START

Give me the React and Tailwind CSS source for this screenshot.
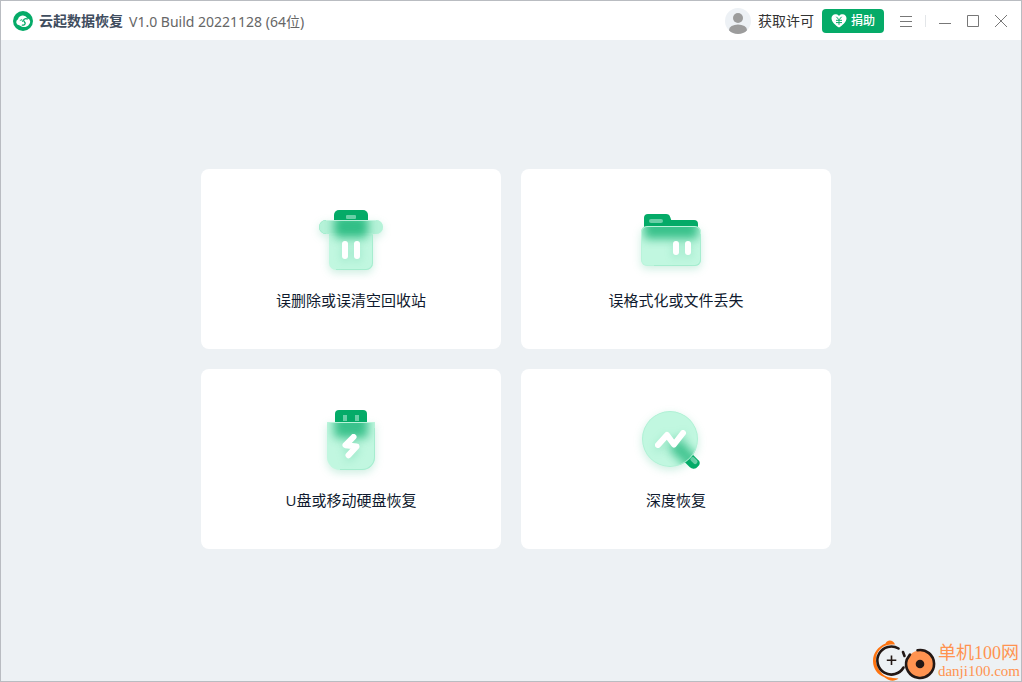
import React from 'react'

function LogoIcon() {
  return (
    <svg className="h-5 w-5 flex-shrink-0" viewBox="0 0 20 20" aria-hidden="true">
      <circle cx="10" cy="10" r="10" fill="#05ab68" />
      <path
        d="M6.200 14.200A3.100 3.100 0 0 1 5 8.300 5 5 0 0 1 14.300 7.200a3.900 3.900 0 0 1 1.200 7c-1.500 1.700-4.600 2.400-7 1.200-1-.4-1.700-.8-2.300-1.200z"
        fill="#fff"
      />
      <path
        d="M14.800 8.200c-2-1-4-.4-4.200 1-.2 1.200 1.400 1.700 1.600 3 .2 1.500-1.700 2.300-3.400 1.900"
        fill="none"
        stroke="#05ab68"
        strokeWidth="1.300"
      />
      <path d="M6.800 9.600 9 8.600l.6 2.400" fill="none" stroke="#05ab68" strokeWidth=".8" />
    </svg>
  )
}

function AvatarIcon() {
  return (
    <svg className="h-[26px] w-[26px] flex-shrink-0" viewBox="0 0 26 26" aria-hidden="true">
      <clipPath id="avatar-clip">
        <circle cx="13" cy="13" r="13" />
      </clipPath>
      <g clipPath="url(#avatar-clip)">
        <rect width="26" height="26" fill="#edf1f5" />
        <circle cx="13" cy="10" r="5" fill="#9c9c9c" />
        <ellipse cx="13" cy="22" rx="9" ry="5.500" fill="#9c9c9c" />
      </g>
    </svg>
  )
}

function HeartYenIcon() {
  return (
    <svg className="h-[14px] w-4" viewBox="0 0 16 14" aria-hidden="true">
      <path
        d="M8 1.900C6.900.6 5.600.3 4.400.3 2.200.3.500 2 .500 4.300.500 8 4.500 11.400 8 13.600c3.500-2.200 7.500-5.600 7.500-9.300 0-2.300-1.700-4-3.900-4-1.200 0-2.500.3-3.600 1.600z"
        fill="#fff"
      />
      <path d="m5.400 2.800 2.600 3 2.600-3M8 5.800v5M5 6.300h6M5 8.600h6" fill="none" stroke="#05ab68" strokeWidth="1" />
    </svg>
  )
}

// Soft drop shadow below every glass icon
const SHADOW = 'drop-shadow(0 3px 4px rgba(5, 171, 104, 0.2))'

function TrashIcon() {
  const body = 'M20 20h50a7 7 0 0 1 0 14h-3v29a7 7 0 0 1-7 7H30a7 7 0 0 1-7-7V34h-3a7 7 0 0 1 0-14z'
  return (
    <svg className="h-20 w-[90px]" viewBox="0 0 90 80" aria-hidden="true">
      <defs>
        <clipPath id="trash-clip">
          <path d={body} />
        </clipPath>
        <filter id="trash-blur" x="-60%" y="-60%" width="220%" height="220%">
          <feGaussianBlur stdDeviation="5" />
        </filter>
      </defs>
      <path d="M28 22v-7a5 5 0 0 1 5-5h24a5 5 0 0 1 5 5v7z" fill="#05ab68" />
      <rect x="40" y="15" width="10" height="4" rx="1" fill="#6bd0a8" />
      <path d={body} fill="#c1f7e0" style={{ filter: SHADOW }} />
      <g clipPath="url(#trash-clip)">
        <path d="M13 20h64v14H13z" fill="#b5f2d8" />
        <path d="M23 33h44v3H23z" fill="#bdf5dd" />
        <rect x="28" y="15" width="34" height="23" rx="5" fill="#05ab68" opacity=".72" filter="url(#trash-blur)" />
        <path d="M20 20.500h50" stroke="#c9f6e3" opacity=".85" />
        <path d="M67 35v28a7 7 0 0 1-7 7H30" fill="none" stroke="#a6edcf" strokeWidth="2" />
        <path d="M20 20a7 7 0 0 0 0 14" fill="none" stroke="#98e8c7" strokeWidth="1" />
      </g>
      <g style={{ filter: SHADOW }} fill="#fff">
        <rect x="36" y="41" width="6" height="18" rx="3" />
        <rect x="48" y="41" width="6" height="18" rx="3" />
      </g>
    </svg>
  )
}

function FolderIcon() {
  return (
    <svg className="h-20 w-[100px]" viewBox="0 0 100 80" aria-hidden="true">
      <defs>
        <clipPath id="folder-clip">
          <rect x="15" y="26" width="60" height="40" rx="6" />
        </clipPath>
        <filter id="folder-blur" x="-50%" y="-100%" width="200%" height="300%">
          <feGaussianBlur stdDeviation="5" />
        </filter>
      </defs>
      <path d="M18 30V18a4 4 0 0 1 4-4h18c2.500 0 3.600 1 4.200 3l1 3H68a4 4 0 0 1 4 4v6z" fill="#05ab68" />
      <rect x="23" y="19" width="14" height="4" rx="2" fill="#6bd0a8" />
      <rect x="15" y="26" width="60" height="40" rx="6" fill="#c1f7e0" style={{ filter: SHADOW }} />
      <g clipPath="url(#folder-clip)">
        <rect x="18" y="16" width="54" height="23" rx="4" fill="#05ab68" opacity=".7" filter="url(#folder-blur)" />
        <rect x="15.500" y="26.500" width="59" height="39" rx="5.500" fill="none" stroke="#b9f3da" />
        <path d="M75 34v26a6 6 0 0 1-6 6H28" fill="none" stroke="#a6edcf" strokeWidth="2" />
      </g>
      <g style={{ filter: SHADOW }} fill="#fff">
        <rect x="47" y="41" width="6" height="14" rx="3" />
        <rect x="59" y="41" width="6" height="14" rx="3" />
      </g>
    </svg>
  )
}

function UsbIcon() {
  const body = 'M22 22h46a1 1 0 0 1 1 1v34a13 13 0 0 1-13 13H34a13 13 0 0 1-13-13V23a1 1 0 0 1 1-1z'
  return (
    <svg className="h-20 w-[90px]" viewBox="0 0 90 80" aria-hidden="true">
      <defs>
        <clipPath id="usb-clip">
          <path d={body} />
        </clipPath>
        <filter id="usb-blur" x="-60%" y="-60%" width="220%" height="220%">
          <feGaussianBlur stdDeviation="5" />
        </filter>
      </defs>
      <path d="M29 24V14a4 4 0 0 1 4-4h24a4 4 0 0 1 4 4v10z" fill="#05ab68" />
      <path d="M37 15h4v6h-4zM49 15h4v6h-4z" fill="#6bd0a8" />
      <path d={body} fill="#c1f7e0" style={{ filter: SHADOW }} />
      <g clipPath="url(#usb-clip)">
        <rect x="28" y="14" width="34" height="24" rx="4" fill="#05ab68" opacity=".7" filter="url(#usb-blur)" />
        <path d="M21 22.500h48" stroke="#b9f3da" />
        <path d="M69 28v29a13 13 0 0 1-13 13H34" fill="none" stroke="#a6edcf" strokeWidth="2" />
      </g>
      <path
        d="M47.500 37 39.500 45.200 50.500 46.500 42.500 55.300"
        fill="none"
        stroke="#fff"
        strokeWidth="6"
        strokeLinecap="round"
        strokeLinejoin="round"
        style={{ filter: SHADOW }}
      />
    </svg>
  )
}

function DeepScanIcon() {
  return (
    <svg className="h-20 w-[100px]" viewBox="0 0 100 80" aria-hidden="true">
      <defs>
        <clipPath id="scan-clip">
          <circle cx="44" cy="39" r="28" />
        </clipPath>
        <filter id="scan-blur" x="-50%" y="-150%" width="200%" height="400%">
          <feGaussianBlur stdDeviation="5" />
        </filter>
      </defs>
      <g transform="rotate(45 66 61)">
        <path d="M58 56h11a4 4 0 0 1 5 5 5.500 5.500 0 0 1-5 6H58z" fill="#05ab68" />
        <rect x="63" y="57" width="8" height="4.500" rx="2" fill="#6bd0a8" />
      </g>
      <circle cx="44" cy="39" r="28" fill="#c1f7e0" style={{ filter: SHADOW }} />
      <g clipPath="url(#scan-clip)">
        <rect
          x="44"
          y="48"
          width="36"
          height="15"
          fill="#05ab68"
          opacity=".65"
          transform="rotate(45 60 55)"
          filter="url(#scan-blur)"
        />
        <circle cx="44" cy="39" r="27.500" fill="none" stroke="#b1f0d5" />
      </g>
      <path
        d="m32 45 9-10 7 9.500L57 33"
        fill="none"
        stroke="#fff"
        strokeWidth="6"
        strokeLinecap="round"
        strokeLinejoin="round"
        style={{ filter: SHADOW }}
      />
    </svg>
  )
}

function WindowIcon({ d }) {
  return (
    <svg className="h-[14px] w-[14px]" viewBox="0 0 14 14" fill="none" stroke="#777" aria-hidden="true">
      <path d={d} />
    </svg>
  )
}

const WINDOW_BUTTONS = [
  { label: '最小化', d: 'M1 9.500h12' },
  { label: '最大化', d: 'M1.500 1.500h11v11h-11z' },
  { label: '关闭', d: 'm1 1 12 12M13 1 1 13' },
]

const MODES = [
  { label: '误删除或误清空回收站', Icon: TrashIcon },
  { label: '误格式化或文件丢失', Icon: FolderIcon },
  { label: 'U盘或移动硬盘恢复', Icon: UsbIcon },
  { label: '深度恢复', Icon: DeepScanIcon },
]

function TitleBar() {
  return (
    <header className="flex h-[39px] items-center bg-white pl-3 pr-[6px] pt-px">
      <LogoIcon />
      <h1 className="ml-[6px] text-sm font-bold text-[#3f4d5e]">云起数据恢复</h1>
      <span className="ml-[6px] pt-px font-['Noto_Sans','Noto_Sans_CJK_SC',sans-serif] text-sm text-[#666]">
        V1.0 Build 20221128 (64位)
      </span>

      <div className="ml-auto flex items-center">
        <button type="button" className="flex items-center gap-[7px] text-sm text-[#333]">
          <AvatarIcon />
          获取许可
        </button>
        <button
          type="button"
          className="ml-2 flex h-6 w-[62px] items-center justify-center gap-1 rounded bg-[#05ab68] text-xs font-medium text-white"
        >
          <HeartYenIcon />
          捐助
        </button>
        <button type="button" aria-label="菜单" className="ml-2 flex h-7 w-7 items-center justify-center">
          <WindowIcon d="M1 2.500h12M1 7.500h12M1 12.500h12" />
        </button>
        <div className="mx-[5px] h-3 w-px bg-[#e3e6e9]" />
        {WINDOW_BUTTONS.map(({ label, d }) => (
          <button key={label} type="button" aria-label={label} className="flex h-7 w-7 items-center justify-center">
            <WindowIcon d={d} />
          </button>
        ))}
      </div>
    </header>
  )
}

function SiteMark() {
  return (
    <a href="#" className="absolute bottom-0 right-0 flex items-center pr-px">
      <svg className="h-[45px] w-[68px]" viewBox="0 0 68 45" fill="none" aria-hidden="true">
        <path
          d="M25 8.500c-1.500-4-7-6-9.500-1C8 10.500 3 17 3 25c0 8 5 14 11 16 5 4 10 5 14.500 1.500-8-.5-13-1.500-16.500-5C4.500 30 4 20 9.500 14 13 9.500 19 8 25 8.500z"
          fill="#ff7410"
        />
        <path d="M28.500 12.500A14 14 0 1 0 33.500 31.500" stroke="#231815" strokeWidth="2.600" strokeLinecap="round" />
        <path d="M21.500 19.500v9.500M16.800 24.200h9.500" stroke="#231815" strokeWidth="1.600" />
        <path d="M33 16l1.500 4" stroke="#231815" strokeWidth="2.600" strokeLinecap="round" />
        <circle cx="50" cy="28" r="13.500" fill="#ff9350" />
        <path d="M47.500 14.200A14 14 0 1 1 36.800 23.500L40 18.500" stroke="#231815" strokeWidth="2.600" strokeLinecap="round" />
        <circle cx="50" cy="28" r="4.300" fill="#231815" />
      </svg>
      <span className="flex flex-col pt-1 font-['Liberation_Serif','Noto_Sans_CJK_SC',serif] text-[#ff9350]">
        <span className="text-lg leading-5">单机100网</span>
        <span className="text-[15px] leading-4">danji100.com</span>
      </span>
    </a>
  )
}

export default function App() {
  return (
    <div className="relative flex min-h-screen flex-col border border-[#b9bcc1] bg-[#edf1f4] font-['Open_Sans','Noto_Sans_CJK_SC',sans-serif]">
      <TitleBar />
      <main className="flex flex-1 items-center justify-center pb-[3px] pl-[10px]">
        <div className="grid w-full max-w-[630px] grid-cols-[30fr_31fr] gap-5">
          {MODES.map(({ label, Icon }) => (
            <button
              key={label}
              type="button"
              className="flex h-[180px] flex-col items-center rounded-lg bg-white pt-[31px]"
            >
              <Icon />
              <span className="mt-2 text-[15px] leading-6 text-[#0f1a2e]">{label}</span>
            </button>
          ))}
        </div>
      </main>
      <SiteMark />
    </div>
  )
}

END
START

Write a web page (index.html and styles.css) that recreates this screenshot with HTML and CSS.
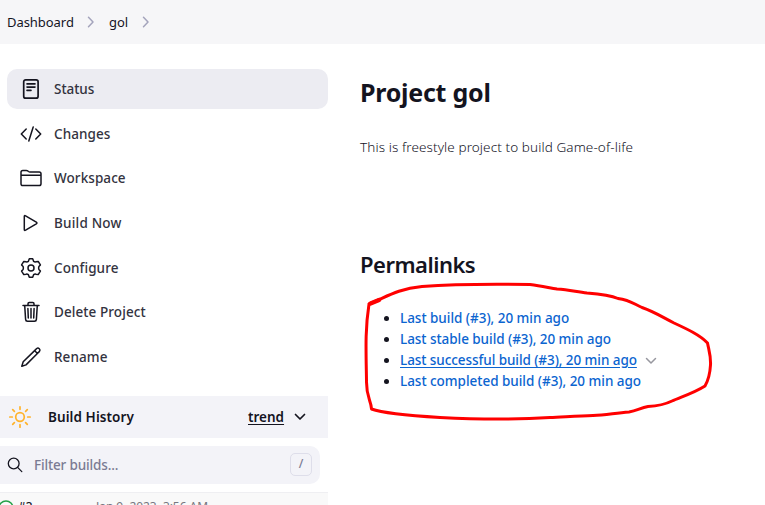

END

Set exercise:
Locate all lines that include the word "screenshot" and copy them out.

Problem solution:
Give me the React and Tailwind CSS source for this screenshot.
Write a web page (index.html and styles.css) that recreates this screenshot with HTML and CSS.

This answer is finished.